During a first-year English course with one of my favorite professors, Ms. Nobles, she described the key to writing a winning academic paper. She drew a circle on the board, the tail-end slightly overlapping its beginning mark. She said, “when you’re finished with a paper you should have come back where you started, yet gone even further.” Think of the ending to A Tree Grows in Brooklyn. It is the best example of Ms. Nobles’ description I can think of, and if you haven’t read it, you should. It’s an amazing story. We see Francie on the fire escape watching little Florry Wendy read just like she used to at the tender age of 10, but now Francie is 17 and about to leave for college. After all she’s gone through, she’s back where she started, only not. Things have happened, plans have been set in motion, her life in that small Brooklyn apartment is coming to a close, so that she can begin anew somewhere else. She went further. This is what I’m trying to do with my life.

I think I will always be reserved, shy, introverted — whatever you want to call it. “Whenever I come over, she’s never out with friends, always curled up on the couch reading a book,” my dad’s friend and co-worker, Jon, said to him once. But I don’t think there’s anything wrong with that. I’ve struggled a lot over the last few years with questions of how I was, how I am, and how I feel I should be.
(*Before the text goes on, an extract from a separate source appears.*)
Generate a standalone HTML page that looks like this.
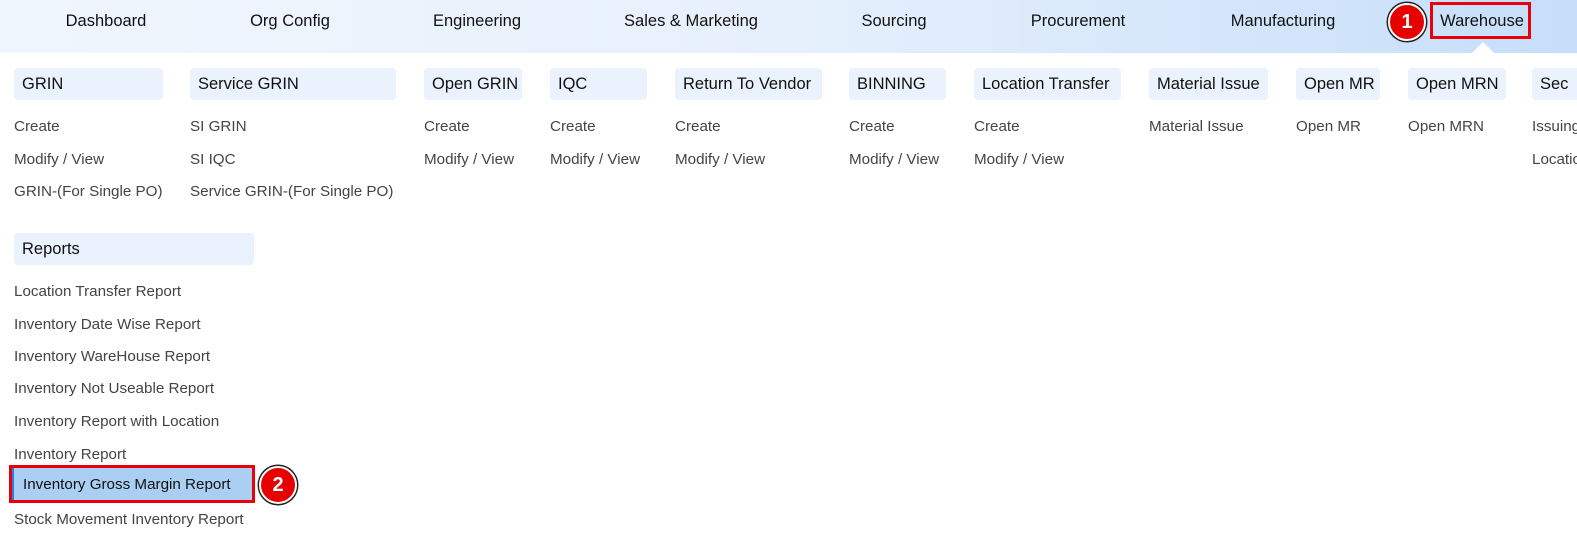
<!DOCTYPE html>
<html><head><meta charset="utf-8"><style>
*{margin:0;padding:0;box-sizing:border-box}
body{width:1577px;height:538px;overflow:hidden;background:#fff;font-family:"Liberation Sans",Arial,sans-serif;position:relative;color:#222}
.nav{position:absolute;left:0;top:0;width:1577px;height:53px;background:linear-gradient(90deg,#f0f6fd 0%,#e6f0fc 50%,#c6defa 100%)}
.n{position:absolute;top:12px;font-size:16.5px;color:#111;transform:translateX(-50%);white-space:nowrap}
.h{position:absolute;height:32px;background:#e9f2fd;border-radius:4px;font-size:16.5px;color:#111;padding:7px 0 0 8px;white-space:nowrap;overflow:hidden}
.i{position:absolute;font-size:15.2px;color:#444;white-space:nowrap;transform:translateY(-35%)}
.badge{position:absolute;width:38px;height:38px;border-radius:50%;background:#e60000;border:2px solid #fff;box-shadow:0 0 0 1.5px #222;color:#fff;font-weight:bold;font-size:20px;text-align:center;line-height:34px}
</style></head><body>
<div class="nav"></div>
<div class="n" style="left:106px">Dashboard</div>
<div class="n" style="left:290px">Org Config</div>
<div class="n" style="left:477px">Engineering</div>
<div class="n" style="left:691px">Sales &amp; Marketing</div>
<div class="n" style="left:894px">Sourcing</div>
<div class="n" style="left:1078px">Procurement</div>
<div class="n" style="left:1283px">Manufacturing</div>
<div class="n" style="left:1482px">Warehouse</div>
<div style="position:absolute;left:1430px;top:2px;width:101px;height:37px;border:3px solid #e8000b"></div>
<div style="position:absolute;left:1471px;top:42px;width:0;height:0;border-left:12px solid transparent;border-right:12px solid transparent;border-bottom:12px solid #fff"></div>
<div class="badge" style="left:1388px;top:3px">1</div>

<div class="h" style="left:14px;top:68px;width:149px">GRIN</div>
<div class="h" style="left:190px;top:68px;width:206px">Service GRIN</div>
<div class="h" style="left:424px;top:68px;width:98px">Open GRIN</div>
<div class="h" style="left:550px;top:68px;width:97px">IQC</div>
<div class="h" style="left:675px;top:68px;width:147px">Return To Vendor</div>
<div class="h" style="left:849px;top:68px;width:97px">BINNING</div>
<div class="h" style="left:974px;top:68px;width:147px">Location Transfer</div>
<div class="h" style="left:1149px;top:68px;width:119px">Material Issue</div>
<div class="h" style="left:1296px;top:68px;width:84px">Open MR</div>
<div class="h" style="left:1408px;top:68px;width:98px">Open MRN</div>
<div class="h" style="left:1532px;top:68px;width:60px">Sec</div>

<div class="i" style="left:14px;top:124px">Create</div>
<div class="i" style="left:14px;top:157px">Modify / View</div>
<div class="i" style="left:14px;top:189px">GRIN-(For Single PO)</div>
<div class="i" style="left:190px;top:124px">SI GRIN</div>
<div class="i" style="left:190px;top:157px">SI IQC</div>
<div class="i" style="left:190px;top:189px">Service GRIN-(For Single PO)</div>
<div class="i" style="left:424px;top:124px">Create</div>
<div class="i" style="left:424px;top:157px">Modify / View</div>
<div class="i" style="left:550px;top:124px">Create</div>
<div class="i" style="left:550px;top:157px">Modify / View</div>
<div class="i" style="left:675px;top:124px">Create</div>
<div class="i" style="left:675px;top:157px">Modify / View</div>
<div class="i" style="left:849px;top:124px">Create</div>
<div class="i" style="left:849px;top:157px">Modify / View</div>
<div class="i" style="left:974px;top:124px">Create</div>
<div class="i" style="left:974px;top:157px">Modify / View</div>
<div class="i" style="left:1149px;top:124px">Material Issue</div>
<div class="i" style="left:1296px;top:124px">Open MR</div>
<div class="i" style="left:1408px;top:124px">Open MRN</div>
<div class="i" style="left:1532px;top:124px">Issuing</div>
<div class="i" style="left:1532px;top:157px">Location</div>

<div class="h" style="left:14px;top:233px;width:240px">Reports</div>
<div class="i" style="left:14px;top:289px">Location Transfer Report</div>
<div class="i" style="left:14px;top:322px">Inventory Date Wise Report</div>
<div class="i" style="left:14px;top:354px">Inventory WareHouse Report</div>
<div class="i" style="left:14px;top:386px">Inventory Not Useable Report</div>
<div class="i" style="left:14px;top:419px">Inventory Report with Location</div>
<div class="i" style="left:14px;top:452px">Inventory Report</div>
<div style="position:absolute;left:9px;top:465px;width:246px;height:38px;border:3px solid #e8000b"></div>
<div style="position:absolute;left:12px;top:468px;width:240px;height:32px;background:#aacff2;border-left:2px solid #2a7de1;font-size:15.2px;color:#111;padding:8px 0 0 9px;white-space:nowrap">Inventory Gross Margin Report</div>
<div class="badge" style="left:259px;top:466px">2</div>
<div class="i" style="left:14px;top:517px">Stock Movement Inventory Report</div>
</body></html>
I won’t learn about people unless I stop reading and actually watch how they act and speak and think; I won’t learn how to stand up for myself unless I stop feeling so self-repressed and afraid to confront others; I won’t find flesh and blood friends or a husband behind the pages of a book. But, for me, falling back in love with reading is about falling back in love with myself — knowing that, even though there is a part of me in my past  that still remains inside of me today, doesn’t mean I can’t go further. For a long time, I’ve tried to fight myself over who I was. When I was younger, I used to hate when my dad would gruffly tell me what he expected of me. Why couldn’t he broach the subject in a way that would make me interested and eager to learn? It’s taken me a long time to realize that I’ve been treating myself with the exact same roughness. It is no wonder why it hasn’t worked. The best thing to tell a person to do is to just be themselves. I will always be awkward, I will always be introverted, I will always be reticent, but the part where I go further than where I was before is in accepting who I am. Not who I want to be in the future, but who I am today — in this moment and the next.